Please copy the lines below exactly, from the first one through the line showing "const LINK = 'underline".

· · · · · · ·

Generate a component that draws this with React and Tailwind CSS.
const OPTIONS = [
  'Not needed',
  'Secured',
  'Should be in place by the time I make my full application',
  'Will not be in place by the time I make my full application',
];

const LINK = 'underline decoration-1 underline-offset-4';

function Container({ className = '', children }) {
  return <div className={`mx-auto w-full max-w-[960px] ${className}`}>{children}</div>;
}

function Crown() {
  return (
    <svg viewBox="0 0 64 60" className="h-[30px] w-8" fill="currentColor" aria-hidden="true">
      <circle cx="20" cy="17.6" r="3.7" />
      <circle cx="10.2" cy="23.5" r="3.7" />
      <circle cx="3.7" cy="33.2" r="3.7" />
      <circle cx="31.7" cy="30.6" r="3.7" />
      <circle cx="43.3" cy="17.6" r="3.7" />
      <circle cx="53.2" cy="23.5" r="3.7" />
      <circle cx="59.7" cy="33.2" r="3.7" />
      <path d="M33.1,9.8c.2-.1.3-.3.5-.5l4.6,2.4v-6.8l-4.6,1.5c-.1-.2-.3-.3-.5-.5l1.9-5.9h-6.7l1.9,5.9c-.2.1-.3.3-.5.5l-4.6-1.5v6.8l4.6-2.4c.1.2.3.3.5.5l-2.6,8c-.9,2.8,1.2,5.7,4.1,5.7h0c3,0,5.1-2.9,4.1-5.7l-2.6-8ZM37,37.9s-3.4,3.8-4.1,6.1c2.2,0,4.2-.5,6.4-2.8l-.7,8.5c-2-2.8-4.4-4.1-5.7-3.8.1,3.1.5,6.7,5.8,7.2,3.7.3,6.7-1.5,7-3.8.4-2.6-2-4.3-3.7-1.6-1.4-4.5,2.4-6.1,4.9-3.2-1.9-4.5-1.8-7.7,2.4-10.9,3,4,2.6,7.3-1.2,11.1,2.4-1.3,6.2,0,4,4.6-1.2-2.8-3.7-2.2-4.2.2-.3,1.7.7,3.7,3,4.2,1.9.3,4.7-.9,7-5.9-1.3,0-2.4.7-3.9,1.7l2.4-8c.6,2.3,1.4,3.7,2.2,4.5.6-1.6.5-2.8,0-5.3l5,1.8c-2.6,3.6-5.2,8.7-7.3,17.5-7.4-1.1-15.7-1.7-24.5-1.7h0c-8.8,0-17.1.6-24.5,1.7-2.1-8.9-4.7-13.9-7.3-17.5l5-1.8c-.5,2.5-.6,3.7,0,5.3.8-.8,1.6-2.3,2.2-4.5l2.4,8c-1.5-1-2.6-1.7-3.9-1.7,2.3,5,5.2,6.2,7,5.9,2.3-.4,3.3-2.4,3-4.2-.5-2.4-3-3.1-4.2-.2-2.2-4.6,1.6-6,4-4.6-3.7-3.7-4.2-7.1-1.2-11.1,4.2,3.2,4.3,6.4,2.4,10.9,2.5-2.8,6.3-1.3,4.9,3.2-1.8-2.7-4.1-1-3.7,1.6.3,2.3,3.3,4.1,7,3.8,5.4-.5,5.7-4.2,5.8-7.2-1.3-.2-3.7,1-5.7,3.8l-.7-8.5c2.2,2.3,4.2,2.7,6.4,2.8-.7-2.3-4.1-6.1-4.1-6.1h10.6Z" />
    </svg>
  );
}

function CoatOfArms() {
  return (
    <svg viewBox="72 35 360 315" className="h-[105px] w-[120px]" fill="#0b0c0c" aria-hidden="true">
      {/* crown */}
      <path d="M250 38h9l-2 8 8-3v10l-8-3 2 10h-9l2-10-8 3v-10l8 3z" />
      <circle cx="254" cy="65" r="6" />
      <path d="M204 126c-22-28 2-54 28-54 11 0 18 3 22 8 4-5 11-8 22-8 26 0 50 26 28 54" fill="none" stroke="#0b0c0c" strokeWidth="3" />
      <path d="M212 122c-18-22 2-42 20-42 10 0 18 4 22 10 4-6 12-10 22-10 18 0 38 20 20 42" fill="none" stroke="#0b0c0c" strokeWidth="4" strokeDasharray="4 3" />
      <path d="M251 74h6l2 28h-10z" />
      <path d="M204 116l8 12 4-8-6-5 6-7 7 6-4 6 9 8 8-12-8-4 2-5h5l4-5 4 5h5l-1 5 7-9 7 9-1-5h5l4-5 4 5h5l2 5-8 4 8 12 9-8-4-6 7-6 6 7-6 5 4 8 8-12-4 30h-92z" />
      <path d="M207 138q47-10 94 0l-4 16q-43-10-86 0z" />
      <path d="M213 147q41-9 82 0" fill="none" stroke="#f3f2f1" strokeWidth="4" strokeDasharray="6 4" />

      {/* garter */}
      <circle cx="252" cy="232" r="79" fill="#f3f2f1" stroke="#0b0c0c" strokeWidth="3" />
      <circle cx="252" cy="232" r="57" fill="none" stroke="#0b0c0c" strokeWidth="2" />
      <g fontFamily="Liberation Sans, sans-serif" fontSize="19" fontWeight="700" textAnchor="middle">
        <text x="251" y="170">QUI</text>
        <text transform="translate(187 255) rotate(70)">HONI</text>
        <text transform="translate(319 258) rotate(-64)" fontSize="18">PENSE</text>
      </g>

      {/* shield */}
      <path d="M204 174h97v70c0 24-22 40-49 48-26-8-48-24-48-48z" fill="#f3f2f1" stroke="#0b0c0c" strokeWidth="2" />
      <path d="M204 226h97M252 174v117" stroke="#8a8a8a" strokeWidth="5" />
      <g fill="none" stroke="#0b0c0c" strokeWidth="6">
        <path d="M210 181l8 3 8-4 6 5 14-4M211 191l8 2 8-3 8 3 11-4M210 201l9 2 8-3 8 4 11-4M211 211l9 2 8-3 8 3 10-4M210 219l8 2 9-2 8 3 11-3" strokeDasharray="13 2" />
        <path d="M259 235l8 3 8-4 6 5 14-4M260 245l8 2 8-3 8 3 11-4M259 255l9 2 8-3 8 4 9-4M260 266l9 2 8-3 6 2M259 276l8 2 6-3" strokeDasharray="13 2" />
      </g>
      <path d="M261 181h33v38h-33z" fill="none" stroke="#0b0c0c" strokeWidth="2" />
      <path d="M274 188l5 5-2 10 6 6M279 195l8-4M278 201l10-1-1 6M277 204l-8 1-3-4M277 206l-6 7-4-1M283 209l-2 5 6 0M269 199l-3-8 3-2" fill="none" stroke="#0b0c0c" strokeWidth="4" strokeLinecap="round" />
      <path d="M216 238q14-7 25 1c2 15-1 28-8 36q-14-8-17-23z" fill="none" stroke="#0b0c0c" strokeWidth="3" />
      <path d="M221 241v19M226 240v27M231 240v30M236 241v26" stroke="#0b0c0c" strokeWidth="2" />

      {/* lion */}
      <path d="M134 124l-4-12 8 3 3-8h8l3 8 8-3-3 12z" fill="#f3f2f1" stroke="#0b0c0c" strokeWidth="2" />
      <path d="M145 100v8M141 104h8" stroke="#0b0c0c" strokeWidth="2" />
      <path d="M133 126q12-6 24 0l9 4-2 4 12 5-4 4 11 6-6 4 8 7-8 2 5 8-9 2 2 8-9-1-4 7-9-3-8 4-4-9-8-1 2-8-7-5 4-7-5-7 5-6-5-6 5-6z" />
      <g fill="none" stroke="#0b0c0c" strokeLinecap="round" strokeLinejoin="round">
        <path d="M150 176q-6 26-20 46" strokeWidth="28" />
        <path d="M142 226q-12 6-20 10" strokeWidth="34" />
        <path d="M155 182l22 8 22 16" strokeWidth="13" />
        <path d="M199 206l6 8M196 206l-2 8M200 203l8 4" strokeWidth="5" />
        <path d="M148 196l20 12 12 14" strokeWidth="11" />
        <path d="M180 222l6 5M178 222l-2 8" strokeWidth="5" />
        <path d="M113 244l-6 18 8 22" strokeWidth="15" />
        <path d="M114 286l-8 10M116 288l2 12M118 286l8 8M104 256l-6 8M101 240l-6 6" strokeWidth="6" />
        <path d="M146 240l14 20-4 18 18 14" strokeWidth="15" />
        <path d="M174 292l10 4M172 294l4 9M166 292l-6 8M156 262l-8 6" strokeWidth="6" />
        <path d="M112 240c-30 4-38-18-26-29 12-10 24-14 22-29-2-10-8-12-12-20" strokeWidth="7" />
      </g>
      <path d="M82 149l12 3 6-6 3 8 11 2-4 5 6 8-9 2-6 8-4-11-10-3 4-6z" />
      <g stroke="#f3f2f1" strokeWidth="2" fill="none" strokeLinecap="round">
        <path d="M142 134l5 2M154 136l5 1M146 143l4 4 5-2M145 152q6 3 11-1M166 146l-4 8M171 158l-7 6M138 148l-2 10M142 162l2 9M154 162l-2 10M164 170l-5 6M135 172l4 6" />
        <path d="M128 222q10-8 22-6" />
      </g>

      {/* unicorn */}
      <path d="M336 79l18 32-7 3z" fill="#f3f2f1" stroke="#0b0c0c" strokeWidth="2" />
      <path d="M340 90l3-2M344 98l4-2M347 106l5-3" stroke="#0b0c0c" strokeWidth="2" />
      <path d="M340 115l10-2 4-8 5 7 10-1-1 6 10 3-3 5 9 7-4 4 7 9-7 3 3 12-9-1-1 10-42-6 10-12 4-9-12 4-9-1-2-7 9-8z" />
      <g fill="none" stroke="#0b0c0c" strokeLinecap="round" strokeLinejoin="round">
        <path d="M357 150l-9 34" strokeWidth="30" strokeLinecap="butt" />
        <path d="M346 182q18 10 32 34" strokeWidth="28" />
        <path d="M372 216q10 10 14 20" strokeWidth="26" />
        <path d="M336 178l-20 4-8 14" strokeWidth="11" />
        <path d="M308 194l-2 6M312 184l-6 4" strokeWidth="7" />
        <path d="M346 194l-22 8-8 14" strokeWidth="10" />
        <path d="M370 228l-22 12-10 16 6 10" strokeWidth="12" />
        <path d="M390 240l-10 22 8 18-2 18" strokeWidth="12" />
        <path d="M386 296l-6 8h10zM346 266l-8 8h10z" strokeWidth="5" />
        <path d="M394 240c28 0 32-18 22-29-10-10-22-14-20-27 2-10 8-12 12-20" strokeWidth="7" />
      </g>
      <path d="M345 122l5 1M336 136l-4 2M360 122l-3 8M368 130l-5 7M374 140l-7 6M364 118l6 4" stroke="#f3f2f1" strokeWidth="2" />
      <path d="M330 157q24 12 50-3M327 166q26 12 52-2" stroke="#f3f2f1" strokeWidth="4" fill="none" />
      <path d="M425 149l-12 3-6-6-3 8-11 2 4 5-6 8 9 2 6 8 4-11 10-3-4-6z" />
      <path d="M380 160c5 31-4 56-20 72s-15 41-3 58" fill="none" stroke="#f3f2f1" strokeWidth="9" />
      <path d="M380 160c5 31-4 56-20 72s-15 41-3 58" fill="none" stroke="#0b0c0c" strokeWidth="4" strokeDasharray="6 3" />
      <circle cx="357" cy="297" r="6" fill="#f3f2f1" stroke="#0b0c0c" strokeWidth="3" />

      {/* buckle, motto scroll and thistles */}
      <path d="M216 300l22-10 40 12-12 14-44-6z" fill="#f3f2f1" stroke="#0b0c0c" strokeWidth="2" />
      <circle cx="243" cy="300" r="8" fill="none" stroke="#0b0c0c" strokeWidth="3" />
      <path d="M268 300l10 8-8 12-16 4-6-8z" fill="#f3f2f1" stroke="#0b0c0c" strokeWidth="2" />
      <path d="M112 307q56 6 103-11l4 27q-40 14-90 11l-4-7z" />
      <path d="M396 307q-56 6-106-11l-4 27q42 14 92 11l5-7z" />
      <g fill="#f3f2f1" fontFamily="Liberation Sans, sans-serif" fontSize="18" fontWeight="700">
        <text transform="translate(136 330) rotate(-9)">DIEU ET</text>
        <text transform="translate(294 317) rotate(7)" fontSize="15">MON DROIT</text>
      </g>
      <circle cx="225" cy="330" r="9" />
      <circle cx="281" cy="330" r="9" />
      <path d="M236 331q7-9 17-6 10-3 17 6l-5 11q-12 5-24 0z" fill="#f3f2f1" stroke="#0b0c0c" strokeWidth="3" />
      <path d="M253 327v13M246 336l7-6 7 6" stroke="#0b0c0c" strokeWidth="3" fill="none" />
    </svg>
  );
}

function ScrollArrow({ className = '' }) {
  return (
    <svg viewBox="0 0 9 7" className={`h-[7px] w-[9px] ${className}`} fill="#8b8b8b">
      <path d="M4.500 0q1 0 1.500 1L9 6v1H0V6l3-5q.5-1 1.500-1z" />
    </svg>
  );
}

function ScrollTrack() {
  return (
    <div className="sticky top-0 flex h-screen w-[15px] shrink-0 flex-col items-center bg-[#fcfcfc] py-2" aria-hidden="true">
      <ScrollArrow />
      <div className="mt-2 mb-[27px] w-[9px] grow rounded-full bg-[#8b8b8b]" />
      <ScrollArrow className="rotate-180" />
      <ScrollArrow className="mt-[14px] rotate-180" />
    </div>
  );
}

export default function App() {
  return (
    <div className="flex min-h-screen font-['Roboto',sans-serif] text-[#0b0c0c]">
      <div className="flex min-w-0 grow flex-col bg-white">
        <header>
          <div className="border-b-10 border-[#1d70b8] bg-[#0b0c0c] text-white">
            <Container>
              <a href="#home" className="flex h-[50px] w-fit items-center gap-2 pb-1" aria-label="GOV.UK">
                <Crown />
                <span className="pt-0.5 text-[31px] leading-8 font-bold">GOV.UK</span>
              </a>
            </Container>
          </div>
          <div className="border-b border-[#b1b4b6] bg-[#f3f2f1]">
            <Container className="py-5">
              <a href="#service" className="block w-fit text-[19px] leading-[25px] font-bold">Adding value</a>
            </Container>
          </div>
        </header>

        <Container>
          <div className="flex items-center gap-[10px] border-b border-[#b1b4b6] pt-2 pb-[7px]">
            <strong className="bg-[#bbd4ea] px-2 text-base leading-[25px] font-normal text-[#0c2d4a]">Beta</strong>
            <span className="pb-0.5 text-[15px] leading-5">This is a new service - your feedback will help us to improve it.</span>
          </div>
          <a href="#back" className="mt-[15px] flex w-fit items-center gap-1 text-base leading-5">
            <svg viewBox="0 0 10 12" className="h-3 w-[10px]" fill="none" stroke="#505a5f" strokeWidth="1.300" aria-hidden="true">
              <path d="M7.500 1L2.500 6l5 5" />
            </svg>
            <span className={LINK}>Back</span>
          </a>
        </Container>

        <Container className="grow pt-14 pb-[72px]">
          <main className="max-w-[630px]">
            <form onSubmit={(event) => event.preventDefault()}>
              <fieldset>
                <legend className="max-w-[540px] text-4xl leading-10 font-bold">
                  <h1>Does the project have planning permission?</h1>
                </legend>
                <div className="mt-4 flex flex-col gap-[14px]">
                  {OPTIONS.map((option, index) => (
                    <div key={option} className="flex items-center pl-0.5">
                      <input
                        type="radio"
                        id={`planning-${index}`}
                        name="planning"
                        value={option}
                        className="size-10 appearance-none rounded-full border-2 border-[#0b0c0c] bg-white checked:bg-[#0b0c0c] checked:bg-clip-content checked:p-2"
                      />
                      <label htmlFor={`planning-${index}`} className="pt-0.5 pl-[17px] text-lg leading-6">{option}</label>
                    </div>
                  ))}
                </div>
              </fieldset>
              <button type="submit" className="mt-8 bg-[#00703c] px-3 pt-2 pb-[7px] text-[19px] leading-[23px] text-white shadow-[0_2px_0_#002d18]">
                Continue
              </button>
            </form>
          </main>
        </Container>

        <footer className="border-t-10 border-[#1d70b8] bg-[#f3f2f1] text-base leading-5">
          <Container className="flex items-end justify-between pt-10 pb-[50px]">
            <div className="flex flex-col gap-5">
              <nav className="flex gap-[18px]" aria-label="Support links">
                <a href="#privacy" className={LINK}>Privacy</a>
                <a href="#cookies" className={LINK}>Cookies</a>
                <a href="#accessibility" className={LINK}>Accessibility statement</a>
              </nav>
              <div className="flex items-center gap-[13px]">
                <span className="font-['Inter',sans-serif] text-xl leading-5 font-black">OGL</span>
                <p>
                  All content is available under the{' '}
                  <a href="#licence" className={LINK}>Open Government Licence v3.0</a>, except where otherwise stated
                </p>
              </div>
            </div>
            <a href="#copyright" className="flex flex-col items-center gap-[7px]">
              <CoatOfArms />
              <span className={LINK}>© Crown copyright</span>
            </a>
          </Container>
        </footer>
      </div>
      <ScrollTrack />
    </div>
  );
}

· · · · · · ·

• Result below
Generate a component that draws this with React and Tailwind CSS.
const OPTIONS = [
  'Not needed',
  'Secured',
  'Should be in place by the time I make my full application',
  'Will not be in place by the time I make my full application',
];

const LINK = 'underline decoration-1 underline-offset-4';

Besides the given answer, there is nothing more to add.